The strongest internal rival for Maduro is Diosdado Cabello, who has been conspicuously absent from some key meetings. Yesterday, 5 March 2013, Maduro met with all the chavista state Governors except Cabello. Cabello’s mother died on 3 March 2013, which is either a good reason or a convenient excuse to explain his absence if Maduro and his clan do not want Cabello privy to workings of his inner circle.
Bottom Line: Last week Pakistan announced that construction on the Pakistani portion of the Iran-Pakistan pipeline will begin on 11 March. This week Iran announced it would build a refinery in Gwadar, in Pakistan's Baloch province. This will spur China's energy plans in Pakistan and sets up Gwadar to become a major oil city near the Strait of Hormuz and out of Washington's hands.
Analysis: The Iranian-funded refinery—announced by Iran but not yet signed into force by the two parties—will have a 400,000 barrel per day capacity and comes on the heels of an announcement that construction on a massive Iran-Pakistan pipeline would begin on 11 March, despite sanctions threats from the US and shadow attempts by the US and Saudi Arabia to sabotage these plans. This will give greater impetus to Chinese oil and gas plans in Pakistan, and reshape Pakistan’s foreign policy clearly towards China and Iran and out of Washington’s hands. What would happen next would be this: China would revive its own oil refinery plans at Gwadar and eventually build its own pipeline from Gwadar to western China.
China is on a solid footing in Gwadar, though its projects have been stop and start over the past several years. In February, China took over operational control of the port and agreed to become its largest investor. For China, this is a significant port because of its proximity to the Strait of Hormuz. For the US, this development is significantly negative as it will not only give Iran more influence in the Strait of Hormuz, but it creates an Iran-Pakistan-China triangle of influence over this key strategic oil and gas transit point. China will feel less insecure about the volatility in Balochistan with Iran pursuing a refinery there as well. Essentially, this means a merger of the Hormuz Strait, Iran, and a Chinese-Pakistani energy corridor. US threats of sanctions will not sabotage the projects. The timing of these announcements is also important, as Pakistan has general elections coming up and Iran is keen to get these deals finalized before any potential government upset in which the US is expected to meddle.

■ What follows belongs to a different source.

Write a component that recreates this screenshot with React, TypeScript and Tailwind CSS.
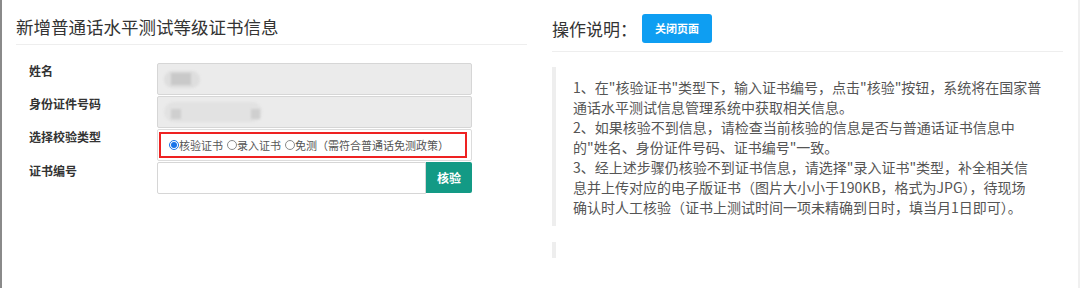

Recommendation: Watch for a strategic shift to Gwadar as a major energy hub for Asia and as an emergent petrochemical center in the next 3-5 years. In addition to the Iranian-led refinery, we expect a Chinese oil refinery and petrochemical facilities and storage complexes to go up here, turning Gwadar into an “oil city”.
Bottom Line: Mongolia is revising its mining regulations and preparing to submit a final draft to parliament in an attempt to attract more foreign investment in the sector. While the Mongolian government has traditionally be very sober about its legislation and has not made any overt attempts at resource nationalism or legislative adjustments that would give it an unduly larger share of profits, we believe the new regulations will specifically make the terrain more complicated for foreign investors in terms of environmental regulations.
Analysis: The new regulations will focus on reducing environmental damage caused both by artisanal mining and large-scale exploration and extraction activities by local and foreign companies since 2009. Herders have been particularly impacted due to pollution of water sources and pastures. Uniquely, the Mongolian government is very fast to act on environmental issues. In 2009, it easily passed a law prohibiting mineral exploration in water basins and forest and canceled 200 mining and exploration licenses as a result. The playing field has also been challenging due to corrupt practices in the issuance of licenses by provincial authorities: this, too, will be addressed in the new mining code.
Recommendation: Keep an eye on these developments, especially if you are a small or intermediate-sized mining company. What is likely to happen here is that the focus of the negative aspects of the new mining legislation will be on small and medium-sized companies because the bulk of public protest is over the activities of these companies who do not have the capacity to engage in real community development projects but still cause environmental damage. The new legislation is likely to favor large companies with greater investment capacity.
Bottom Line: Bulgaria’s scrapping of a Russian pipeline deal to carry Russian and Caspian oil to Greece is a response to the government’s collapse in February over energy prices that demonstrate how energy giant Russia can bring down a government.
Analysis: Just days after the Bulgaria government collapsed over bloody protests triggered by rising energy prices, the outgoing Bulgarian parliament voted to scrap a pipeline deal to carry Russian oil to Greece. The pipeline deal dates back to 2007 and would have seen 280 kilometers of pipeline carry Russian and Caspian oil from the Bulgarian Black Sea port of Burgas to the northeastern Greek port of Alexandropoulos. The government claims that the financial conditions are not viable for Bulgaria. The project would have cost $1.5-2 billion. The deal came as no real surprise, as Bulgaria has been talking about it for over a year, but was dragging its feet over a unilateral pullout.
On 21 February, the Bulgarian government of Prime Minister Boyko Borisov resigned amid mass protests that turned into bloody clashes with police. The situation came as a surprise to most observers because the government had so far done fairly well at implementing austerity measures in budgetary terms. However, the austerity measures also bankrupted almost 50% of companies across sectors and led to a sudden surge in unemployment and poverty. The biggest trigger of protests was the rise in electricity prices and the public knowledge that the country’s energy distribution systems are fully controlled by oligarchs—the most notable of them from Russia. Bulgaria has long been bullied by Russia, which uses its influence to force Bulgaria into Russian-led energy projects. The protests are more than anything about this and the Bulgarian government’s move last month to scrap the Russian-led nuclear project (Belene) and this week to scrap the Bulgaria-Greece pipeline is a direct response to this public disillusionment.
Recommendations: Look to more Russian energy projects going offline in Bulgaria. Any incoming Bulgarian government will also have to deal with the public’s anger over Russian bullying, and the next major project that could be targeted is the South Stream gas pipeline, signed into effect by Bulgaria and Russia only late last year.